Bitcoin is often referred to as “digital gold,” but what exactly is it, and why does it hold such importance in today’s financial landscape? This article will break down the basics of Bitcoin, explaining its origins, how it works, and why it’s become one of the most talked-about assets in the world.
The Origin of Bitcoin
Bitcoin was created in 2008 by an anonymous person or group of people using the pseudonym Satoshi Nakamoto. Its invention came as a response to the global financial crisis, offering an alternative to traditional currencies controlled by governments and central banks. The first Bitcoin transaction occurred in January 2009, marking the birth of the world’s first cryptocurrency.
Bitcoin was designed to be decentralized, meaning no single entity, like a government or bank, controls it. Instead, it operates on a peer-to-peer network, allowing users to send and receive payments directly without intermediaries.
How Bitcoin Works
Bitcoin operates on a technology called blockchain, a distributed ledger that records all transactions across a network of computers. Every time someone sends or receives Bitcoin, that transaction is grouped with others into a “block.” Once a block is full, it’s added to a chain of previous blocks—hence the name blockchain.
These blocks are then verified by network participants called miners. Miners use powerful computers to solve complex mathematical problems, validating transactions and securing the network. As a reward, they receive newly minted Bitcoin, a process known as mining.
Limited Supply
One of Bitcoin’s most important features is its limited supply. Unlike traditional currencies, which can be printed endlessly, there will only ever be 21 million Bitcoins. This scarcity has led many to compare Bitcoin to gold, a finite resource, and contributes to its value as a digital asset.
Bitcoin’s supply is also reduced over time through a process called halving. Approximately every four years, the reward miners receive for validating transactions is cut in half, slowing the creation of new Bitcoin. This event has historically driven up the price of Bitcoin as the supply becomes scarcer.
Why Bitcoin is Called “Digital Gold”
Bitcoin earned its nickname “digital gold” because, like gold, it’s considered a store of value. Investors see it as a hedge against inflation and economic instability, a safe haven during times of uncertainty. It’s also portable, divisible, and secure—attributes that make it an ideal medium of exchange in the digital world.
While gold has been a trusted store of value for centuries, Bitcoin offers an innovative alternative that appeals to a tech-savvy generation looking for financial independence outside traditional banking systems.
How to Buy Bitcoin
Buying Bitcoin is more accessible than ever. Here’s a simple step-by-step guide to getting started:
- Choose a Crypto Exchange: Start by selecting a cryptocurrency exchange like Coinbase, Binance, or Kraken, where you can buy Bitcoin using fiat currency (like USD or EUR).

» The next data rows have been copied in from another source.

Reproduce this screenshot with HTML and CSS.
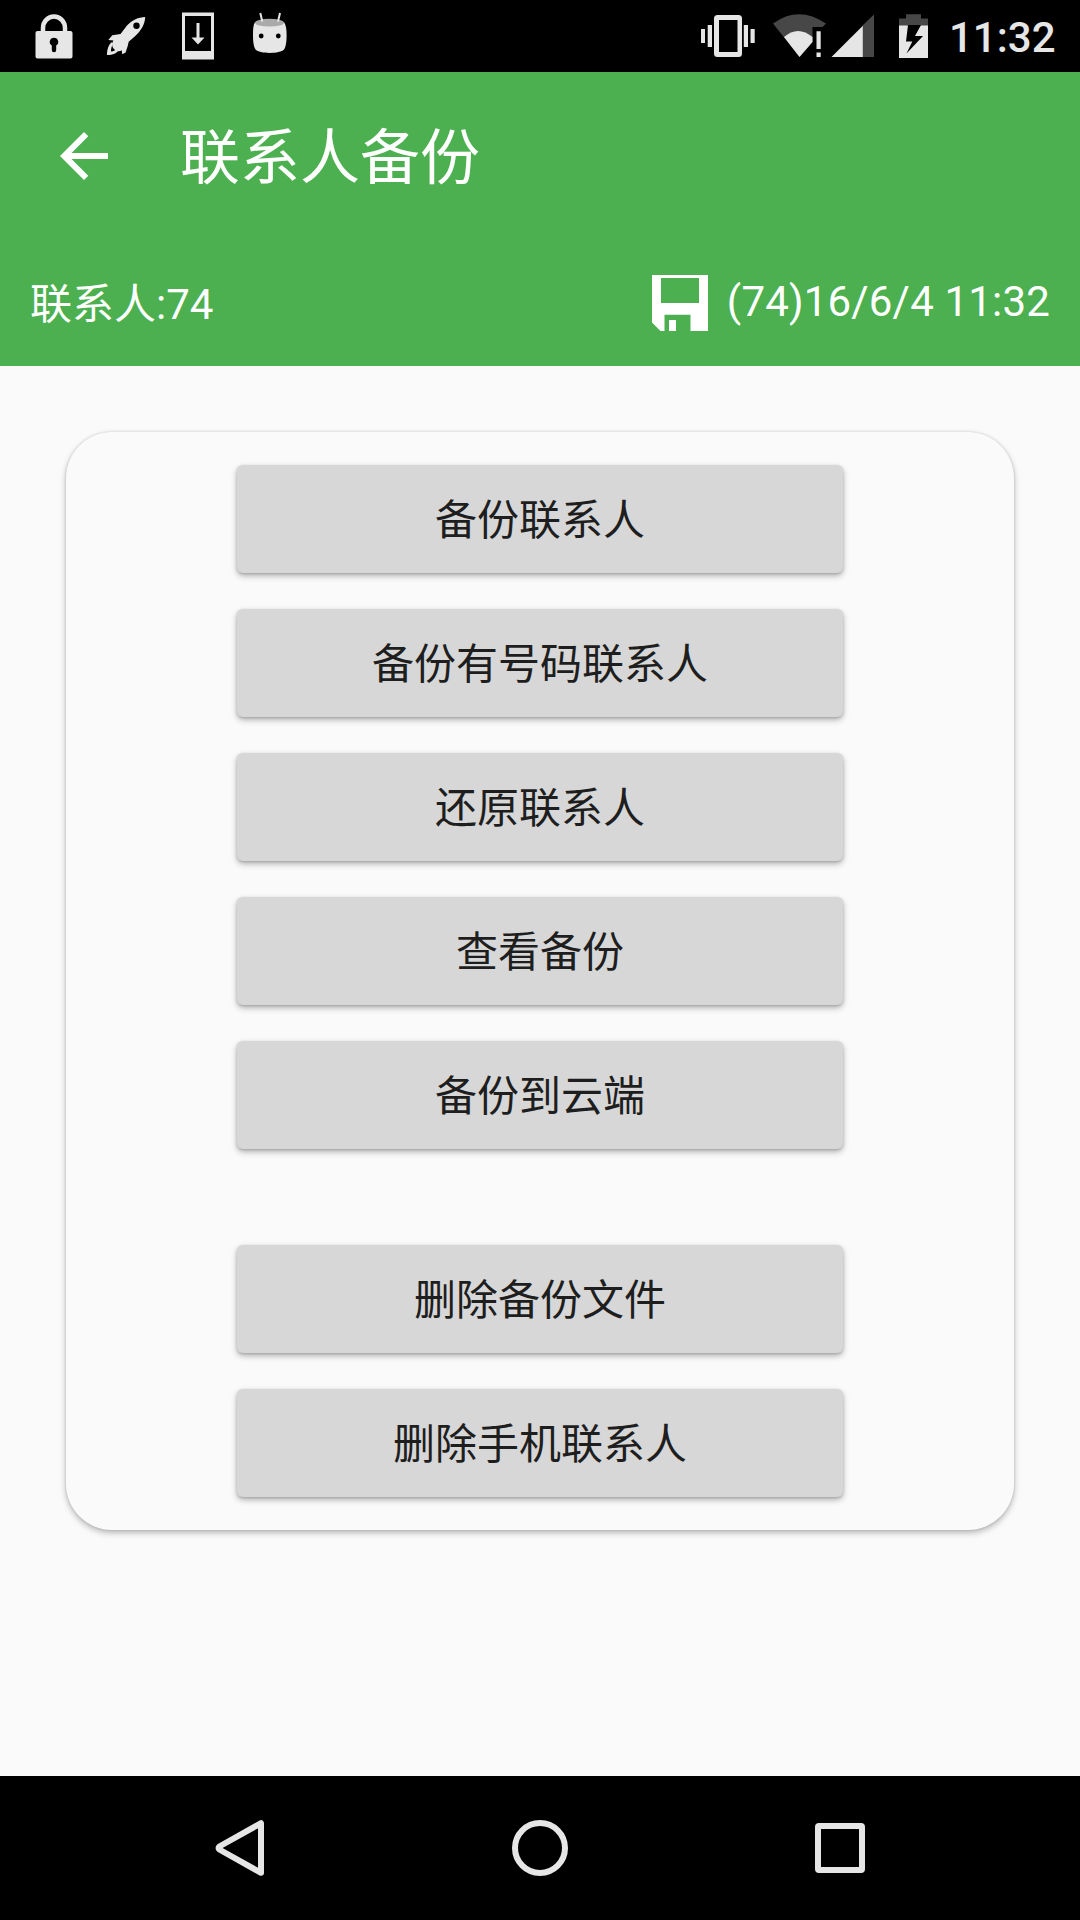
FILE: index.html
```html
<!DOCTYPE html>
<html lang="zh-CN">
<head>
<meta charset="utf-8">
<title>联系人备份</title>
<link rel="stylesheet" href="styles.css">
</head>
<body>
<div class="screen">
  <div class="status-bar">
    <div class="notifications">
      <svg class="status-icon" viewBox="0 0 72 72">
        <path d="M25 33V28a11 11.5 0 0 1 22 0v5" fill="none" stroke="#e6e6e6" stroke-width="4.5"/>
        <path fill-rule="evenodd" d="M19.500 31h33a2 2 0 0 1 2 2v23.500a2 2 0 0 1-2 2h-33a2 2 0 0 1-2-2V33a2 2 0 0 1 2-2zM36 37.700a4.200 4.200 0 0 0-2.200 7.800v4.500a2.200 2.200 0 0 0 4.400 0v-4.500a4.200 4.200 0 0 0-2.200-7.800z"/>
      </svg>
      <svg class="status-icon" viewBox="0 0 72 72">
        <path fill-rule="evenodd" d="M55.200 16.900c-7 .3-13 3-18 8.300l-6.700 8.800-8.200 1.300-4 4.800 5.200.5c-2.400 3.400-1.700 8.200 3.100 10.300 1.800.7 3.700.5 5.100-.6l.5 4 3.400-1.900 2.100-6.400 1-4.200 6.300-5.600c6.500-6 10-12.500 10.200-19.300zM46.500 22.500a3.200 3.200 0 1 1 0 6.400 3.200 3.200 0 0 1 0-6.400z"/>
        <path d="M21.400 42.200l1.600 1c-1.500 3.500-2.100 5.700-2 8.300 2.800-.4 4.700-1.300 6.100-2.800l1.200 1.200c-1.300 3.300-5 4.900-11.400 5 .1-6 1.800-10.300 4.500-12.700z"/>
      </svg>
      <svg class="status-icon" viewBox="0 0 72 72">
        <path fill-rule="evenodd" d="M20 12.500h32v47H20zM23 16v35h26V16z"/>
        <path d="M34.500 23h3v14.500h5L36 44.500l-6.500-7h5z"/>
      </svg>
      <svg class="status-icon" viewBox="0 0 72 72">
        <path d="M21 22c7 4 22 4 29 0 2 3 2.600 7 2.600 13 0 8-1 12-2.500 14.500C46 54 25.500 54 21.500 49.500 20 47 19 43 19 35c0-6 .2-10 2-13z"/>
        <ellipse cx="35.500" cy="22.700" rx="14.500" ry="3.900" fill="#aaa"/>
        <path d="M26.300 13l2 8.500M46 13l-2 8.500" fill="none" stroke="#e6e6e6" stroke-width="2"/>
        <circle cx="27.200" cy="36" r="2.400" fill="#000"/><circle cx="44.300" cy="36" r="2.400" fill="#000"/>
      </svg>
    </div>
    <div class="system">
      <svg class="vibrate" viewBox="700 0 58 72">
        <path fill-rule="evenodd" d="M717.500 15h21q3.500 0 3.500 3.500V53.500q0 3.500-3.500 3.500h-21q-3.500 0-3.500-3.500V18.500q0-3.500 3.500-3.500zM719 20v32h18.500V20z"/>
        <path d="M701 29h4v14h-4zM707.700 25h4.300v22h-4.300zM743.800 25h4.200v22h-4.200zM750.500 29h4.200v14h-4.200z"/>
      </svg>
      <svg class="wifi" viewBox="770 0 58 72">
        <path d="M773 23.500q25.500-18.500 53 0L822.500 27H812.500V42L799.500 57z" fill="#474747"/>
        <path d="M784 37q14-12 28.500 0v5L799.500 57z"/>
        <path d="M816.500 31.300h4.200V49h-4.200zM816.500 52.500h4.200V57h-4.200z"/>
      </svg>
      <svg class="signal" viewBox="830 0 46 72">
        <path d="M862.500 25.500L874 14.500V57h-11.500z" fill="#474747"/>
        <path d="M831.500 57l31.300-31.300V57z"/>
      </svg>
      <svg class="battery" viewBox="898 0 32 72">
        <path d="M899 26v-7.600h7V14.300h15v4.100h7V26z" fill="#474747"/>
        <path d="M899 25.500h29v32.500h-29z"/>
        <path d="M908 25h13l-6 11h8L906.500 53.500l5.800-12H906z" fill="#000"/>
      </svg>
      <span class="clock">11:32</span>
    </div>
  </div>

  <header class="header">
    <div class="toolbar">
      <svg class="back" viewBox="0 0 48 48"><path d="M48 21v6H11.500l16.800 16.800L24 48 0 24 24 0l4.300 4.200L11.500 21z"/></svg>
      <h1 class="title">联系人备份</h1>
    </div>
    <div class="summary">
      <span class="count">联系人:74</span>
      <div class="saved">
        <svg class="disk" viewBox="0 0 56 56"><path fill-rule="evenodd" d="M0 0h56v56H38.500V39.700h-26V56H8.500L0 47.500zM9 3v25h38V3zM17 45h7v11h-7z"/></svg>
        <span class="stamp">(74)16/6/4 11:32</span>
      </div>
    </div>
  </header>

  <main class="content">
    <section class="card">
      <button class="action">备份联系人</button>
      <button class="action">备份有号码联系人</button>
      <button class="action">还原联系人</button>
      <button class="action">查看备份</button>
      <button class="action">备份到云端</button>
      <button class="action separated">删除备份文件</button>
      <button class="action">删除手机联系人</button>
    </section>
  </main>

  <nav class="nav-bar">
    <svg class="nav-icon" viewBox="0 0 60 60"><path d="M51 5.200v49.600L9.300 31.500q-1.500-1.500 0-3z"/></svg>
    <svg class="nav-icon" viewBox="0 0 60 60"><circle cx="30" cy="30" r="25"/></svg>
    <svg class="nav-icon" viewBox="0 0 60 60"><rect x="8" y="8" width="44" height="44" rx="1"/></svg>
  </nav>
</div>
</body>
</html>
```
FILE: styles.css
```css
* { box-sizing: border-box; }

body {
  margin: 0;
  background: #fafafa;
  font-family: Roboto, "Noto Sans CJK SC", sans-serif;
}

.screen {
  display: flex;
  flex-direction: column;
  width: 1080px;
  height: 1920px;
}

.status-bar {
  display: flex;
  justify-content: space-between;
  height: 72px;
  padding: 0 24px 0 18px;
  background: #000;
  color: #e6e6e6;
  fill: #e6e6e6;
}

.notifications, .system { display: flex; }
.status-icon { width: 72px; height: 72px; }
.vibrate { width: 58px; height: 72px; margin-right: 12px; }
.wifi { width: 58px; height: 72px; margin-right: 2px; }
.signal { width: 46px; height: 72px; margin-right: 22px; }
.battery { width: 32px; height: 72px; margin-right: 19px; }

.clock {
  width: 107px;
  font-size: 42px;
  font-weight: 500;
  line-height: 76px;
  white-space: nowrap;
}

.header {
  height: 294px;
  background: #4caf50;
  color: #fff;
  fill: #fff;
}

.toolbar {
  display: flex;
  align-items: center;
  height: 168px;
  padding-left: 60px;
}

.back { width: 48px; height: 48px; margin-right: 72px; }

.title {
  margin: 0;
  padding-top: 6px;
  font-size: 60px;
  font-weight: 400;
  line-height: 84px;
}

.summary {
  display: flex;
  align-items: center;
  justify-content: space-between;
  height: 126px;
  padding: 0 30px;
  font-size: 42px;
  line-height: 60px;
}

.count { padding-top: 4px; }
.saved { display: flex; align-items: center; }
.disk { width: 56px; height: 56px; margin-right: 19px; }
.stamp { padding-bottom: 2px; letter-spacing: .18px; }

.content {
  flex: 1;
  padding: 66px;
}

.card {
  display: flex;
  flex-direction: column;
  align-items: center;
  gap: 36px;
  height: 1098px;
  padding-top: 33px;
  border-radius: 46px;
  background: #fafafa;
  box-shadow: 0 3px 6px rgba(0, 0, 0, .26), 0 0 3px rgba(0, 0, 0, .14);
}

.action {
  width: 606px;
  height: 108px;
  padding: 4px 0 0;
  border: 0;
  border-radius: 6px;
  background: #d7d7d7;
  box-shadow: 0 3px 6px rgba(0, 0, 0, .28), 0 1px 3px rgba(0, 0, 0, .16);
  color: #1e1e1e;
  font-family: inherit;
  font-size: 42px;
  line-height: 60px;
}

.separated { margin-top: 60px; }

.nav-bar {
  display: flex;
  justify-content: center;
  align-items: center;
  gap: 240px;
  height: 144px;
  background: #000;
}

.nav-icon {
  width: 60px;
  height: 60px;
  fill: none;
  stroke: #e6e6e6;
  stroke-width: 6;
  stroke-linejoin: round;
}
```
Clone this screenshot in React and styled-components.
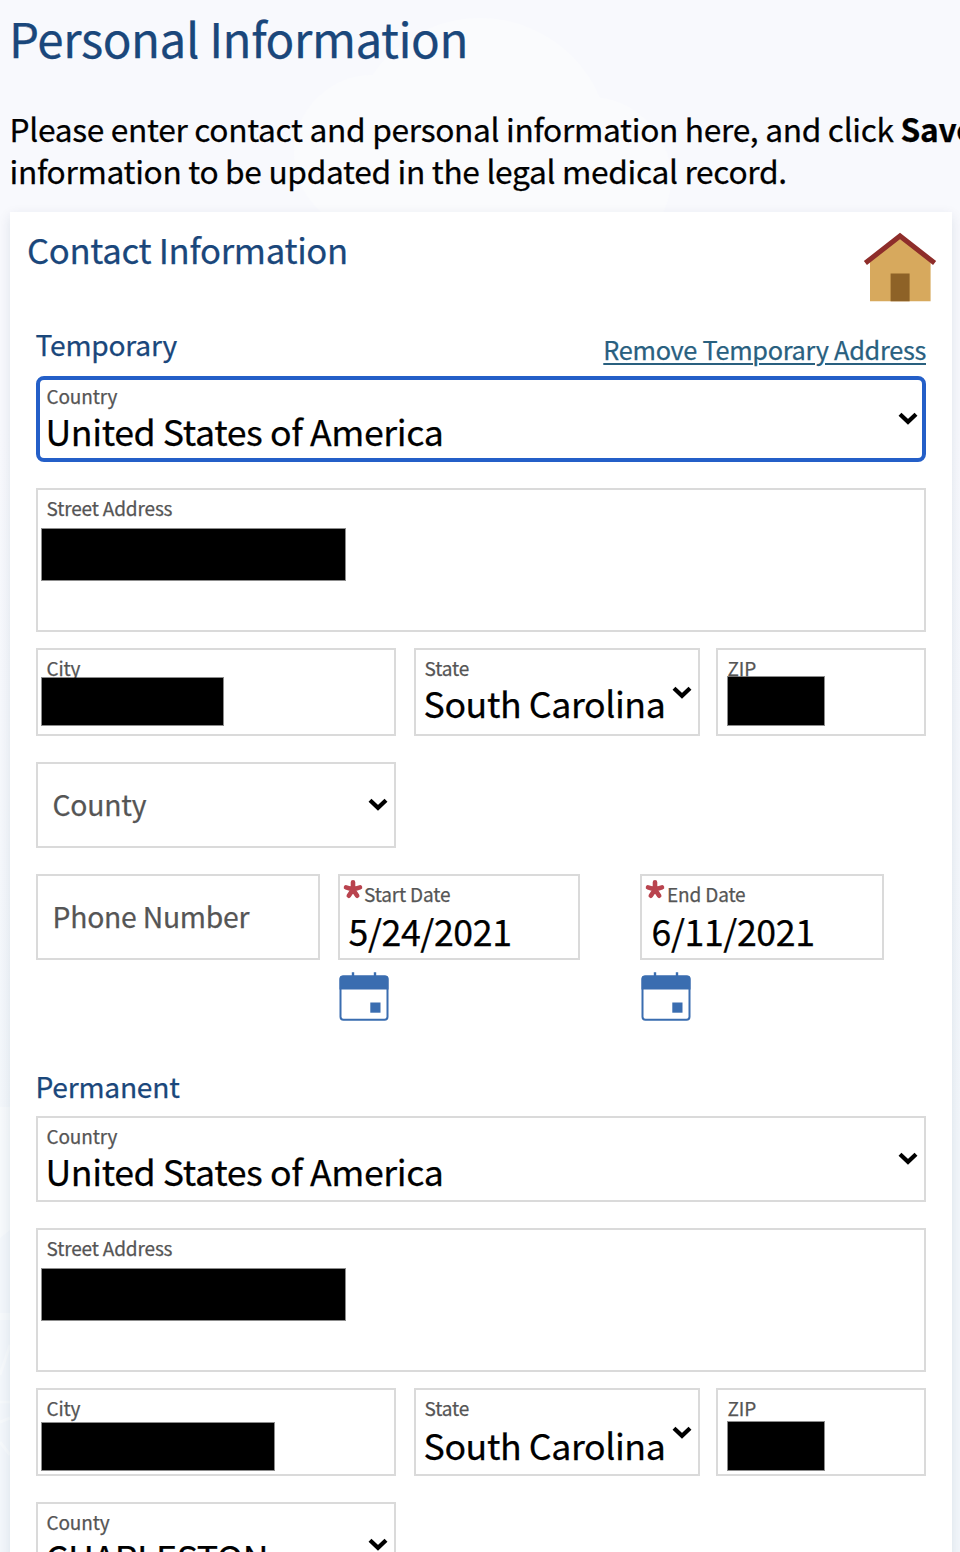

- Create an Account: Sign up for an account on your chosen exchange and complete any necessary identity verification.
- Deposit Funds: Add funds to your exchange account using a bank transfer, credit card, or other supported payment method.
- Buy Bitcoin: Once your account is funded, you can purchase Bitcoin by entering the amount you wish to buy.
- Transfer to a Wallet: For added security, transfer your Bitcoin to a personal wallet—either a software wallet (like Exodus) or a hardware wallet (like Ledger) to protect your investment.
Is Bitcoin Safe?
Bitcoin itself is highly secure due to its decentralized nature and cryptographic technology. However, the way you store and manage your Bitcoin is crucial. Hackers often target exchanges and wallets, so it’s important to follow best security practices, such as using strong passwords, enabling two-factor authentication (2FA), and storing your Bitcoin in a cold wallet (an offline wallet).
Bitcoin’s Role in the Future of Finance
Bitcoin has already changed the way we think about money. Its decentralized nature removes the need for intermediaries like banks and enables financial inclusion for people without access to traditional banking. Bitcoin is also a catalyst for broader blockchain innovation, including decentralized finance (DeFi), smart contracts, and non-fungible tokens (NFTs).
As more people, businesses, and even governments adopt Bitcoin, it’s likely to play an even larger role in the future of global finance. While its price can be volatile, its long-term potential as both a currency and a store of value continues to attract investors.
Conclusion
Bitcoin has come a long way since its inception in 2009, from a niche project in the tech community to a global financial phenomenon. Its revolutionary technology and decentralized structure offer an alternative to traditional money, empowering users to control their own finances. Whether you see Bitcoin as an investment, a store of value, or the future of money, one thing is clear: Bitcoin is here to stay.
As you dive deeper into the world of cryptocurrencies, understanding Bitcoin is the first step toward unlocking the potential of digital assets.